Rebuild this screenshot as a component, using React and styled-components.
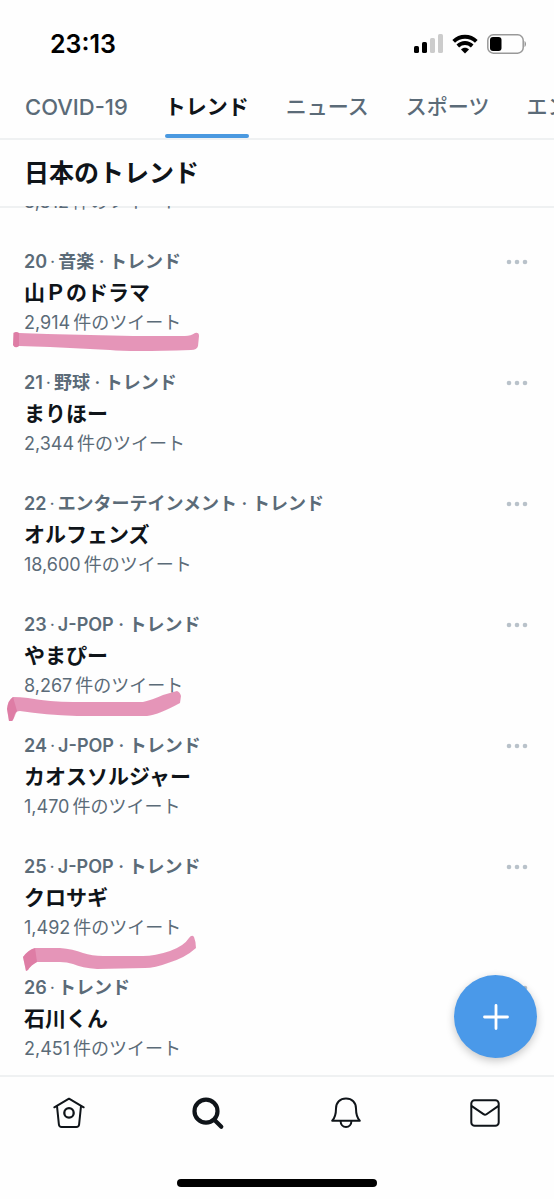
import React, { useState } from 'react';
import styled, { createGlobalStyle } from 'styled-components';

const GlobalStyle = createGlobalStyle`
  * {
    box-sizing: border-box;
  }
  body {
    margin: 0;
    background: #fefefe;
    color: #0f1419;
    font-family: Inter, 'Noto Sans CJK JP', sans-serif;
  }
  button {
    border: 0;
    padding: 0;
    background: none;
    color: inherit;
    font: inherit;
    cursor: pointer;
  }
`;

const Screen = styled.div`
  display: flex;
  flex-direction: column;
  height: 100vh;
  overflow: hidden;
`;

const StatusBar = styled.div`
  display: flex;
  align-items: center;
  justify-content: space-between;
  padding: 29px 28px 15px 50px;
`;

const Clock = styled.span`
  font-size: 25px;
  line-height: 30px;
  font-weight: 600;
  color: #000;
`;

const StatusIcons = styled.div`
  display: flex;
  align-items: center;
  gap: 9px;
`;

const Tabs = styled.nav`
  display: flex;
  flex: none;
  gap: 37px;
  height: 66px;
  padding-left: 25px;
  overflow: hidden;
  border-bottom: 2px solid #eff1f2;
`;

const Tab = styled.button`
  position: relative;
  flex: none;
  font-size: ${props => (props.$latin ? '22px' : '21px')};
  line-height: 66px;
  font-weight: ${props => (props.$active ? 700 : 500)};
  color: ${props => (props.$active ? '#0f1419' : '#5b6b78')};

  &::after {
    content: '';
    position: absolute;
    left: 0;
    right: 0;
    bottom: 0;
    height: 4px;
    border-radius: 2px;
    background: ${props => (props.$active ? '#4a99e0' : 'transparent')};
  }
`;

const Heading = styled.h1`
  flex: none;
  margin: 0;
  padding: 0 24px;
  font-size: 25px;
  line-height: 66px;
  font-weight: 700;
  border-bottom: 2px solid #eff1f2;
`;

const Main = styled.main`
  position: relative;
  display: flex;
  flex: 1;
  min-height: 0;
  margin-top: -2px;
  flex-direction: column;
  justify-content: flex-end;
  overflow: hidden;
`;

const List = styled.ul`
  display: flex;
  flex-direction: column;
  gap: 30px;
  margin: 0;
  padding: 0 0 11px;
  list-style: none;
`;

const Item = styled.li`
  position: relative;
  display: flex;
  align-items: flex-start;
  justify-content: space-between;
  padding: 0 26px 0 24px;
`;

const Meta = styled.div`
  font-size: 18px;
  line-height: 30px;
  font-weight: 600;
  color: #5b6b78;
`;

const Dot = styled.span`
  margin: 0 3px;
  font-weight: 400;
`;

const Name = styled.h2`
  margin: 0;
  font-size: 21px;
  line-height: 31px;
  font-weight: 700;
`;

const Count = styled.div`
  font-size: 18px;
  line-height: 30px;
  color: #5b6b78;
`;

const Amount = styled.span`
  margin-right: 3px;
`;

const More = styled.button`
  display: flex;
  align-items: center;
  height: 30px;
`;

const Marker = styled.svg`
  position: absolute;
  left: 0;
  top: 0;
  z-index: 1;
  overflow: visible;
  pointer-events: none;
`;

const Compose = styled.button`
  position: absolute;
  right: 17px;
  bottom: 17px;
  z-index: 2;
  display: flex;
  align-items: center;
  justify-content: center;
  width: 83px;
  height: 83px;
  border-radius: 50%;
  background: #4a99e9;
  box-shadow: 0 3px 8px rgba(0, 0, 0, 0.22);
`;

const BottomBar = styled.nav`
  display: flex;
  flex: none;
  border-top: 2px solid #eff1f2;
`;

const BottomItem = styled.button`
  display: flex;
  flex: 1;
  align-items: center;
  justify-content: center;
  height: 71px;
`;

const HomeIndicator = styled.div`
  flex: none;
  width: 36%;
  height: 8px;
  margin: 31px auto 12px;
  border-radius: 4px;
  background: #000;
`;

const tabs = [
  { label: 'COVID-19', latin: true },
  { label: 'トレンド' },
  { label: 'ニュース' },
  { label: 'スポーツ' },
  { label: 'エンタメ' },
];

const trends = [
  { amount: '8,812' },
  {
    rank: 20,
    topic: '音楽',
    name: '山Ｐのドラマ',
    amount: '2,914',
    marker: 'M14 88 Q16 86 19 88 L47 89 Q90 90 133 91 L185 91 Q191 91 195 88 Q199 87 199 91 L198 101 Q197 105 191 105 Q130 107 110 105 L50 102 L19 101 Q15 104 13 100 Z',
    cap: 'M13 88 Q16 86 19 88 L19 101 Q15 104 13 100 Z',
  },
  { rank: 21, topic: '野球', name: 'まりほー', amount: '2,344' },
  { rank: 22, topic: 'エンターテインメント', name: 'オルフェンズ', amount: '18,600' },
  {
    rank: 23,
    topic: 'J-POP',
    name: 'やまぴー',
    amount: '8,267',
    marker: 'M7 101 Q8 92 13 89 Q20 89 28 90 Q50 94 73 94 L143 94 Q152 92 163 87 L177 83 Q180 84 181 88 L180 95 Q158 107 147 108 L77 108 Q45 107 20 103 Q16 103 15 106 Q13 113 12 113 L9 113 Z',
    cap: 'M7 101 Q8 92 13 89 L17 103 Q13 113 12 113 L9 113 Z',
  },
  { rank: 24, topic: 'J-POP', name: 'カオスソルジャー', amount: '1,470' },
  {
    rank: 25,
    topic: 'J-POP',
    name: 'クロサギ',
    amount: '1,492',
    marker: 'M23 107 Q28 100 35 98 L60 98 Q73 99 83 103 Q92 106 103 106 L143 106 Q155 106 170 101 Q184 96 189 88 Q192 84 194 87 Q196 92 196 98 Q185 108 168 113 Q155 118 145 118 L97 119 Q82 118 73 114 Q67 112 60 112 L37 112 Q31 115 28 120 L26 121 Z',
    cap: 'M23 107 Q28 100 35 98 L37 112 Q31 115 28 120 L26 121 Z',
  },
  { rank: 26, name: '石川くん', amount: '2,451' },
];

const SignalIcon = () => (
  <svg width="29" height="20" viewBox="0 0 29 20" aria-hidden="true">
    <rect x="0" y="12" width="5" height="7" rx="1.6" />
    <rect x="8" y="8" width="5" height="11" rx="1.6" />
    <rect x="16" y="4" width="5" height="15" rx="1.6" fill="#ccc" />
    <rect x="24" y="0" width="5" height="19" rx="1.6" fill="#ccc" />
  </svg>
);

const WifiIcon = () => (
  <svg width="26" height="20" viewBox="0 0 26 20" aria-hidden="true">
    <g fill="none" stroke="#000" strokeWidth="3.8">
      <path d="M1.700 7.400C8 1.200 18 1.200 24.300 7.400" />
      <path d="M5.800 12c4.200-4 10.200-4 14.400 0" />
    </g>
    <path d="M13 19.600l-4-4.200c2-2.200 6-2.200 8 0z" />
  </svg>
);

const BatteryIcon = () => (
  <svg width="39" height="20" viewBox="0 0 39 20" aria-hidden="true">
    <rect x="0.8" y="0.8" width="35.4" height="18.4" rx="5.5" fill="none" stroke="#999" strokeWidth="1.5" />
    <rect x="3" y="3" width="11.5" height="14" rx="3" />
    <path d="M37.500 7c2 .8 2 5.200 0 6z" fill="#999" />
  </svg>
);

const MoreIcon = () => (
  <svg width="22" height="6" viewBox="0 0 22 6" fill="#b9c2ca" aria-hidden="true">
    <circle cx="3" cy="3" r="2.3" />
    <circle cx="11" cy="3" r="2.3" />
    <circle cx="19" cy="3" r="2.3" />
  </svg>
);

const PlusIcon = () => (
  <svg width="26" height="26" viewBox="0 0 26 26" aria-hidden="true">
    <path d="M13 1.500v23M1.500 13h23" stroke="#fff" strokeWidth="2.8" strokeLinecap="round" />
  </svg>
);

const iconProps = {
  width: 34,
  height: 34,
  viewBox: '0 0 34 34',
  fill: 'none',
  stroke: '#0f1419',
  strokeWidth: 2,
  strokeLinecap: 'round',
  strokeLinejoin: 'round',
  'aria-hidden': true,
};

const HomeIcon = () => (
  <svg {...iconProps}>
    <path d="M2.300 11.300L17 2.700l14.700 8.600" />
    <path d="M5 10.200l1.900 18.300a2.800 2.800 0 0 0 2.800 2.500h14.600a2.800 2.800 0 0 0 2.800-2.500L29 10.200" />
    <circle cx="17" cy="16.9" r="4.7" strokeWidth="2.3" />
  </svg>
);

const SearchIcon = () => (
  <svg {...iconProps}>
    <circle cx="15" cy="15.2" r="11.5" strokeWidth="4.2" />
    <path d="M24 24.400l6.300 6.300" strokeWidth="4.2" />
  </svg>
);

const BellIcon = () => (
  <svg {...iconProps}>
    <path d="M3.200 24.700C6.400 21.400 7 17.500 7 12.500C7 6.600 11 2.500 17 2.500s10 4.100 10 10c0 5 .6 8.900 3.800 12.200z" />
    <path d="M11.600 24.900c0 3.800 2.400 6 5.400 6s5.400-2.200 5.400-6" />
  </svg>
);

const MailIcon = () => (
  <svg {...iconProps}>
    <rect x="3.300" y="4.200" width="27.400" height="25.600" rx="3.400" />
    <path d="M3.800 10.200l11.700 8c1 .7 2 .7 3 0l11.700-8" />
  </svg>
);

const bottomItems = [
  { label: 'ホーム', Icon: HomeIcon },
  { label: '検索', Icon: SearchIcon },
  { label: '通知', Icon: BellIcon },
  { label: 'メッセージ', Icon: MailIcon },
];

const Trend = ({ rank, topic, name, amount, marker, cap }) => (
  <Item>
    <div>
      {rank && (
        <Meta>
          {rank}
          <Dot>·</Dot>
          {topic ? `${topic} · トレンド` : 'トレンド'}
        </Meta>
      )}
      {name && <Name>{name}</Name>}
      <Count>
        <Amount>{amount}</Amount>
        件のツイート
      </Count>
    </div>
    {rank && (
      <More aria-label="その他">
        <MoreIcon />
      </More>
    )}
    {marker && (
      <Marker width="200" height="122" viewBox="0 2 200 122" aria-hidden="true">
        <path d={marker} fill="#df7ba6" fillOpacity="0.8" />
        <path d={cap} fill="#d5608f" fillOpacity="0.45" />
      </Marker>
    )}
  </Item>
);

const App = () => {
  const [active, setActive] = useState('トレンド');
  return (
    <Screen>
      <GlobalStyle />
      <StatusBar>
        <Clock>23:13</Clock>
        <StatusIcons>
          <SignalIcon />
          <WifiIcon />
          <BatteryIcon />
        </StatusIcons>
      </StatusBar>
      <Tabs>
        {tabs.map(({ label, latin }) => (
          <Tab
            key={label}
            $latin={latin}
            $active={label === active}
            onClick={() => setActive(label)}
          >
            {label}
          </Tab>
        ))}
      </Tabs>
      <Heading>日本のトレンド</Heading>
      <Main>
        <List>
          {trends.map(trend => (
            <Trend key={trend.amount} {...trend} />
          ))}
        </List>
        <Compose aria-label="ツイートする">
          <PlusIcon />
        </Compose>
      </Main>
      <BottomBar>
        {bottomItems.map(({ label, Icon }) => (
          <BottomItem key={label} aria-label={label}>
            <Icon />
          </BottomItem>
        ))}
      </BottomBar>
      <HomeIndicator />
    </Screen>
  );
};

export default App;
____
• Directions for this task:
From the listing above, copy every line that holds the string "components".

• Answer to the task:
Rebuild this screenshot as a component, using React and styled-components.
import styled, { createGlobalStyle } from 'styled-components';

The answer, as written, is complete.